--- Start Source material ---

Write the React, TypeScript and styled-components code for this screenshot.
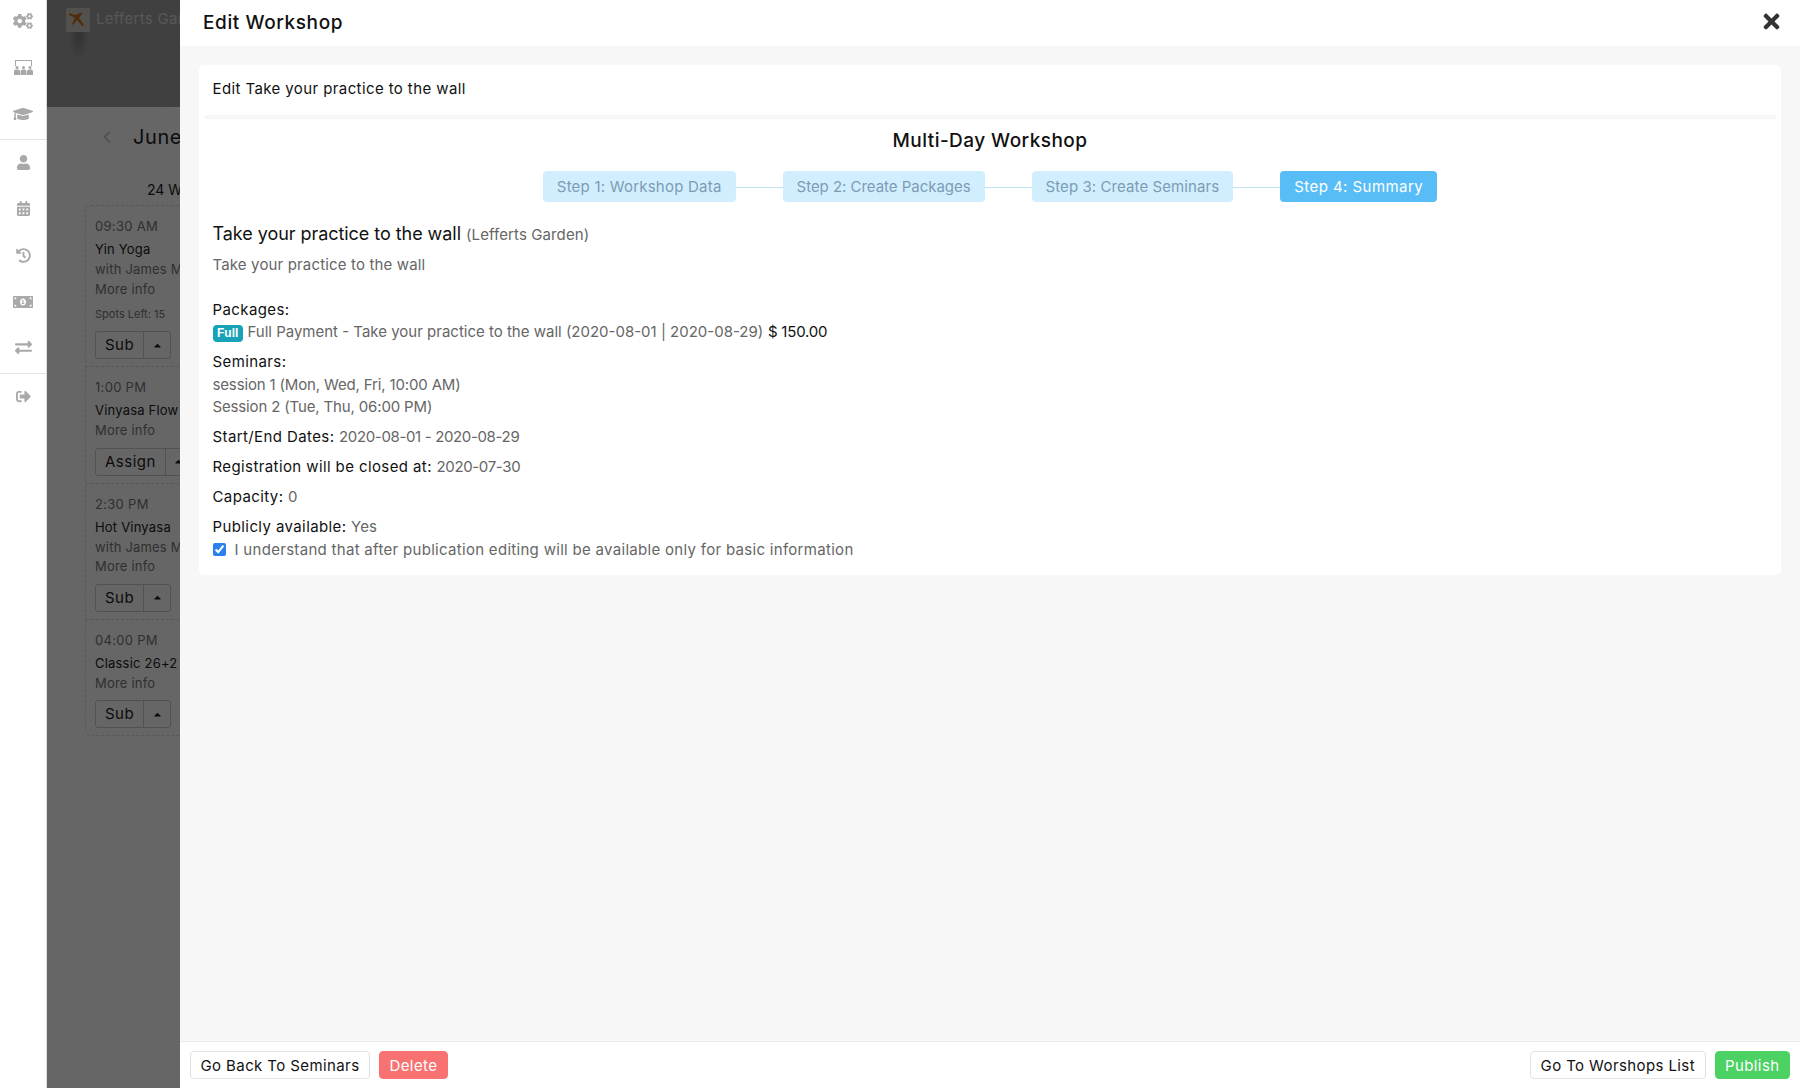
import React from 'react';
import styled, { createGlobalStyle } from 'styled-components';
import { ChevronLeft } from 'lucide-react';
import {
  FaCalendarAlt,
  FaCaretUp,
  FaCogs,
  FaExchangeAlt,
  FaGraduationCap,
  FaHistory,
  FaMoneyBillAlt,
  FaSignOutAlt,
  FaTimes,
  FaUser,
} from 'react-icons/fa';

const fontStack = `Inter, "Open Sans", "Liberation Sans", sans-serif`;

const sessions = [
  { time: '09:30 AM', name: 'Yin Yoga', teacher: 'with James M', spots: 'Spots Left: 15', action: 'Sub' },
  { time: '1:00 PM', name: 'Vinyasa Flow', action: 'Assign' },
  { time: '2:30 PM', name: 'Hot Vinyasa', teacher: 'with James M', action: 'Sub' },
  { time: '04:00 PM', name: 'Classic 26+2', action: 'Sub' },
];

const steps = [
  { label: 'Step 1: Workshop Data', tracking: 0.22 },
  { label: 'Step 2: Create Packages', tracking: -0.03 },
  { label: 'Step 3: Create Seminars', tracking: 0.08 },
  { label: 'Step 4: Summary', tracking: 0.45 },
];

const RoomIcon = () => (
  <svg width="19" height="15" viewBox="0 0 19 15" fill="currentColor">
    <path d="M1 0h17v1H1zM1 1h1v5H1zM17 1h1v5h-1z" />
    <circle cx="3" cy="7.500" r="1.500" />
    <circle cx="9.500" cy="7.500" r="1.500" />
    <circle cx="16" cy="7.500" r="1.500" />
    <path d="M0 11.500a2 2 0 0 1 2-2h2a2 2 0 0 1 2 2V15H0zM6.500 11.500a2 2 0 0 1 2-2h2a2 2 0 0 1 2 2V15h-6zM13 11.500a2 2 0 0 1 2-2h2a2 2 0 0 1 2 2V15h-6z" />
  </svg>
);

export default function App() {
  return (
    <>
      <GlobalStyle />
      <Page>
        <Sidebar>
          <NavGroup>
            <NavItem><FaCogs size={20} /></NavItem>
            <NavItem><RoomIcon /></NavItem>
            <NavItem><FaGraduationCap size={20} /></NavItem>
          </NavGroup>
          <NavGroup>
            <NavItem><FaUser size={15} /></NavItem>
            <NavItem><FaCalendarAlt size={15} /></NavItem>
            <NavItem><FaHistory size={15} /></NavItem>
            <NavItem><FaMoneyBillAlt size={20} /></NavItem>
            <NavItem><FaExchangeAlt size={17} /></NavItem>
          </NavGroup>
          <NavGroup>
            <NavItem><FaSignOutAlt size={15} /></NavItem>
          </NavGroup>
        </Sidebar>

        <Main>
          <Hero>
            <Logo>
              <svg width="24" height="24" viewBox="0 0 24 24">
                <rect width="24" height="24" rx="2" fill="#cfcac4" />
                <path d="M3 5l6 2 8-3-4 6 5 7-2 1-5-6-4 5-1-1 3-6-6-3z" fill="#c8701a" />
              </svg>
            </Logo>
            <StudioName>Lefferts Garden</StudioName>
          </Hero>
          <MonthRow>
            <ChevronLeft size={20} color="#c4c4c4" />
            <MonthName>June 2020</MonthName>
          </MonthRow>
          <DayLabel>24 Wednesday</DayLabel>
          <Schedule>
            {sessions.map((session) => (
              <Session key={session.time}>
                <SessionTime>{session.time}</SessionTime>
                <SessionName>{session.name}</SessionName>
                {session.teacher && <SessionMeta>{session.teacher}</SessionMeta>}
                <SessionMeta>More info</SessionMeta>
                {session.spots && <SpotsLeft>{session.spots}</SpotsLeft>}
                <SplitButton>
                  <SplitLabel>{session.action}</SplitLabel>
                  <SplitCaret><FaCaretUp size={11} /></SplitCaret>
                </SplitButton>
              </Session>
            ))}
          </Schedule>
        </Main>

        <Drawer>
          <DrawerHeader>
            <DrawerTitle>Edit Workshop</DrawerTitle>
            <FaTimes size={23} color="#333" />
          </DrawerHeader>
          <DrawerBody>
            <Card>
              <CardTitle>Edit Take your practice to the wall</CardTitle>
              <Divider />
              <WizardTitle>Multi-Day Workshop</WizardTitle>
              <Stepper>
                {steps.map((step, index) => (
                  <React.Fragment key={step.label}>
                    {index > 0 && <Connector />}
                    <Step $active={index === steps.length - 1} $tracking={step.tracking}>{step.label}</Step>
                  </React.Fragment>
                ))}
              </Stepper>
              <Summary>
                <WorkshopName>
                  Take your practice to the wall <Venue>(Lefferts Garden)</Venue>
                </WorkshopName>
                <Description>Take your practice to the wall</Description>
                <Block>
                  <Line>Packages:</Line>
                  <Line>
                    <Badge>Full</Badge> <Muted $spacing={0}>Full Payment - Take your practice to the wall (2020-08-01 | 2020-08-29)</Muted>{' '}
                    <Price>$ 150.00</Price>
                  </Line>
                </Block>
                <Block>
                  <Line>Seminars:</Line>
                  <Line><Muted $spacing={-0.15}>session 1 (Mon, Wed, Fri, 10:00 AM)</Muted></Line>
                  <Line><Muted $spacing={-0.15}>Session 2 (Tue, Thu, 06:00 PM)</Muted></Line>
                </Block>
                <Block>
                  <Line>Start/End Dates: <Muted $spacing={-0.35}>2020-08-01 - 2020-08-29</Muted></Line>
                </Block>
                <Block>
                  <Line>Registration will be closed at: <Muted $spacing={-0.35}>2020-07-30</Muted></Line>
                </Block>
                <Block>
                  <Line>Capacity: <Muted>0</Muted></Line>
                </Block>
                <Block>
                  <Line>Publicly available: <Muted>Yes</Muted></Line>
                  <CheckRow>
                    <Checkbox type="checkbox" defaultChecked />
                    <Muted $spacing={0.3}>I understand that after publication editing will be available only for basic information</Muted>
                  </CheckRow>
                </Block>
              </Summary>
            </Card>
          </DrawerBody>
          <DrawerFooter>
            <ButtonGroup>
              <Button>Go Back To Seminars</Button>
              <Button $variant="danger">Delete</Button>
            </ButtonGroup>
            <ButtonGroup>
              <Button>Go To Worshops List</Button>
              <Button $variant="success">Publish</Button>
            </ButtonGroup>
          </DrawerFooter>
        </Drawer>
      </Page>
    </>
  );
}

const GlobalStyle = createGlobalStyle`
  html, body {
    margin: 0;
    height: 100%;
    overflow: hidden;
  }
  body {
    font-family: ${fontStack};
    font-size: 15px;
    color: #111;
  }
  * {
    box-sizing: border-box;
  }
`;

const Page = styled.div`
  position: relative;
  display: flex;
  width: 1800px;
  height: 1088px;
  overflow: hidden;
  background: #fff;
`;

const Sidebar = styled.nav`
  flex: 0 0 47px;
  display: flex;
  flex-direction: column;
  background: #fff;
  border-right: 1px solid #dcdcdc;
  color: #a9a9a9;
`;

const NavGroup = styled.div`
  border-bottom: 1px solid #e4e4e4;
  & + & {
    padding-top: 1px;
  }
  &:last-child {
    border-bottom: 0;
  }
`;

const NavItem = styled.div`
  height: 46.4px;
  padding-bottom: 4px;
  display: flex;
  align-items: center;
  justify-content: center;
`;

const Main = styled.main`
  position: relative;
  flex: 1;
  background: #fff;
  &::after {
    content: '';
    position: absolute;
    inset: 0;
    background: rgba(0, 0, 0, 0.6);
  }
`;

const Hero = styled.header`
  height: 107px;
  padding: 8px 0 0 19px;
  display: flex;
  align-items: flex-start;
  gap: 6px;
  background:
    radial-gradient(ellipse 10px 26px at 32px 34px, #7d7d7d, transparent),
    linear-gradient(90deg, #a0a0a0, #b0b0b0);
`;

const Logo = styled.div`
  width: 24px;
  height: 24px;
`;

const StudioName = styled.div`
  font-size: 15px;
  line-height: 22px;
  letter-spacing: 0.3px;
  color: #fff;
  opacity: 0.6;
  white-space: nowrap;
`;

const MonthRow = styled.div`
  height: 60px;
  padding-left: 50px;
  display: flex;
  align-items: center;
  gap: 16px;
`;

const MonthName = styled.div`
  font-size: 20px;
  letter-spacing: 0.6px;
  white-space: nowrap;
  color: #222;
`;

const DayLabel = styled.div`
  padding: 14px 0 0 100px;
  height: 38px;
  font-size: 14px;
  white-space: nowrap;
  color: #222;
`;

const Schedule = styled.section`
  margin-left: 38px;
  width: 400px;
  border: 1px dashed #ddd;
  border-radius: 6px;
`;

const Session = styled.article`
  padding: 10px 10px 7px 9px;
  border-bottom: 1px dashed #ddd;
  &:last-child {
    border-bottom: 0;
  }
`;

const SessionTime = styled.div`
  font-size: 13px;
  line-height: 20px;
  letter-spacing: 0.3px;
  color: #777;
`;

const SessionName = styled.div`
  font-size: 13px;
  line-height: 22px;
  margin-top: 2px;
  letter-spacing: 0.2px;
  color: #222;
`;

const SessionMeta = styled.div`
  font-size: 13px;
  line-height: 19.5px;
  letter-spacing: 0.2px;
  color: #777;
`;

const SpotsLeft = styled.div`
  font-size: 11px;
  line-height: 20px;
  margin-top: 5px;
  color: #777;
`;

const SplitButton = styled.div`
  display: flex;
  width: fit-content;
  height: 28px;
  margin-top: 7px;
  border: 1px solid #ccc;
  border-radius: 3px;
  color: #222;
`;

const SplitLabel = styled.span`
  padding: 0 9px;
  font-size: 15px;
  line-height: 26px;
  letter-spacing: 0.5px;
  border-right: 1px solid #ccc;
`;

const SplitCaret = styled.span`
  width: 26px;
  display: flex;
  align-items: center;
  justify-content: center;
`;

const Drawer = styled.aside`
  position: absolute;
  top: 0;
  right: 0;
  bottom: 0;
  width: 1620px;
  display: flex;
  flex-direction: column;
  background: #f7f7f7;
`;

const DrawerHeader = styled.div`
  flex: 0 0 46px;
  padding: 0 17px 4px 23px;
  display: flex;
  align-items: center;
  justify-content: space-between;
  background: #fff;
`;

const DrawerTitle = styled.h2`
  margin: 3px 0 0;
  font-size: 19px;
  font-weight: 500;
  letter-spacing: 0.6px;
  color: #111;
`;

const DrawerBody = styled.div`
  flex: 1;
  padding: 19px 19px 0 19px;
`;

const Card = styled.section`
  height: 510px;
  background: #fff;
  border-radius: 5px;
  padding: 0 13.5px;
`;

const CardTitle = styled.div`
  height: 50px;
  padding-bottom: 3px;
  display: flex;
  align-items: center;
  font-size: 15px;
  letter-spacing: 0.4px;
`;

const Divider = styled.div`
  height: 4px;
  margin: 0 -8px;
  background: #f7f7f7;
`;

const WizardTitle = styled.h3`
  margin: 7px 0 0;
  height: 30px;
  line-height: 30px;
  text-align: center;
  font-size: 19px;
  font-weight: 500;
  letter-spacing: 0.45px;
`;

const Stepper = styled.div`
  margin-top: 15px;
  display: flex;
  align-items: center;
  justify-content: center;
`;

const Step = styled.div<{ $active?: boolean; $tracking: number }>`
  height: 31px;
  padding: 0 14px;
  display: flex;
  align-items: center;
  border-radius: 4px;
  font-size: 15px;
  white-space: nowrap;
  letter-spacing: ${(p) => p.$tracking}px;
  background: ${(p) => (p.$active ? '#58bdf7' : '#d1eeff')};
  color: ${(p) => (p.$active ? '#fff' : '#7c9cb3')};
`;

const Connector = styled.div`
  width: 47px;
  height: 1px;
  margin-top: 2px;
  background: #bfe4f8;
`;

const Summary = styled.div`
  padding-top: 19px;
`;

const WorkshopName = styled.div`
  font-size: 18px;
  line-height: 26px;
  letter-spacing: -0.05px;
`;

const Venue = styled.span`
  font-size: 15px;
  letter-spacing: 0.1px;
  color: #666;
`;

const Description = styled.div`
  margin-top: 6px;
  margin-bottom: 23px;
  font-size: 15px;
  line-height: 22px;
  letter-spacing: 0.15px;
  color: #666;
`;

const Block = styled.div`
  margin-bottom: 7.6px;
`;

const Line = styled.div`
  line-height: 22.4px;
  font-size: 15px;
  letter-spacing: 0.4px;
`;

const Muted = styled.span<{ $spacing?: number }>`
  color: #666;
  letter-spacing: ${(p) => p.$spacing ?? 0}px;
`;

const Price = styled.span`
  letter-spacing: -0.2px;
`;

const Badge = styled.span`
  display: inline-block;
  padding: 0 4.5px;
  border-radius: 4px;
  background: #17a2b8;
  color: #fff;
  font-family: "Liberation Sans", sans-serif;
  font-size: 12px;
  font-weight: 700;
  line-height: 17px;
  letter-spacing: 0;
`;

const CheckRow = styled.label`
  display: flex;
  align-items: center;
  gap: 9px;
  line-height: 22.4px;
`;

const Checkbox = styled.input`
  width: 13px;
  height: 13px;
  margin: 0;
  accent-color: #2b7fef;
`;

const DrawerFooter = styled.footer`
  flex: 0 0 47px;
  padding: 0 10px;
  display: flex;
  align-items: center;
  justify-content: space-between;
  background: #fff;
  border-top: 1px solid #eaeaea;
`;

const ButtonGroup = styled.div`
  display: flex;
  gap: 9px;
`;

const variants = {
  default: 'background: #fff; color: #111; border-color: #e2e2e2;',
  danger: 'background: #f87272; color: #fff; border-color: #f87272;',
  success: 'background: #4bd263; color: #fff; border-color: #4bd263;',
};

const Button = styled.button<{ $variant?: 'danger' | 'success' }>`
  height: 28px;
  padding: 0 9.5px;
  border: 1px solid;
  border-radius: 4px;
  font-family: ${fontStack};
  font-size: 15px;
  letter-spacing: 0.4px;
  ${(p) => variants[p.$variant ?? 'default']}
`;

--- End Source material ---

- **Objective**:
Copy every line that includes the string "components" from the material above.

- **Task result**:
Write the React, TypeScript and styled-components code for this screenshot.
import styled, { createGlobalStyle } from 'styled-components';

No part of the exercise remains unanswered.